As a closing remark, do be reminded of the issues around Tri Valley University, years ago. And be reminded of the issues around students being sent back from the US Border post despite holding valid visas last year. And now this reporting on the WKU. All (or most) affected students are from Hyderabad and Andhra Pradesh. There is a need for Institutions and the Government Agencies to take note of the malaise. There is also a need for Universities to work only with contracted representatives as then they can make the representatives accountable. And there is a need to ensure that generalisations are not drawn.
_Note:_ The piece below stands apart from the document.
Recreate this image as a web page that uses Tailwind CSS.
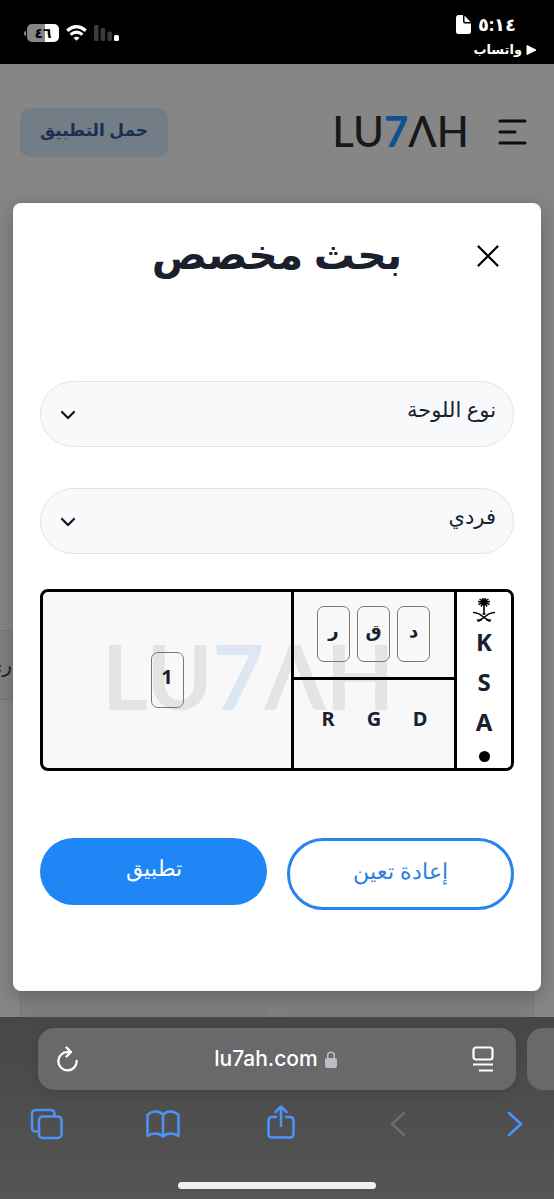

And the US’s Visa Granting bodies should require that those residing in Hyderabad or Andhra Pradesh/Telangana appear for the visa interviews only in Hyderabad as then it will be easier for the visa officer to understand the background. US Visa Mechanism is faulty and full of loop holes. I am hearing reports of non-genuine students from one high-risk region of India deliberately working the system in a way that they are appearing for visa interviews from low-risk regions of the India.
US needs to fix the system than to find scapegoat in the agent or the fact that education agents have an agenda even when contracted. We need to remember that even if the University doesn’t engage an agent, almost all students are taking advise from agents or counsellors. If such agents or counsellors are not contracted, then there is no way for the University to initiate a code of conduct on them making the counsellor accountable.
Bodies such as AIRC (American International Recruitment Council) are making efforts in regulating education agents. I believe that their system too is short as it has admitted undeserving agencies in the fold but instead of running out AIRC, I rather hope that the shortcomings in their vetting process be fixed to ensure that only suitable (and small number) of agencies make the grade.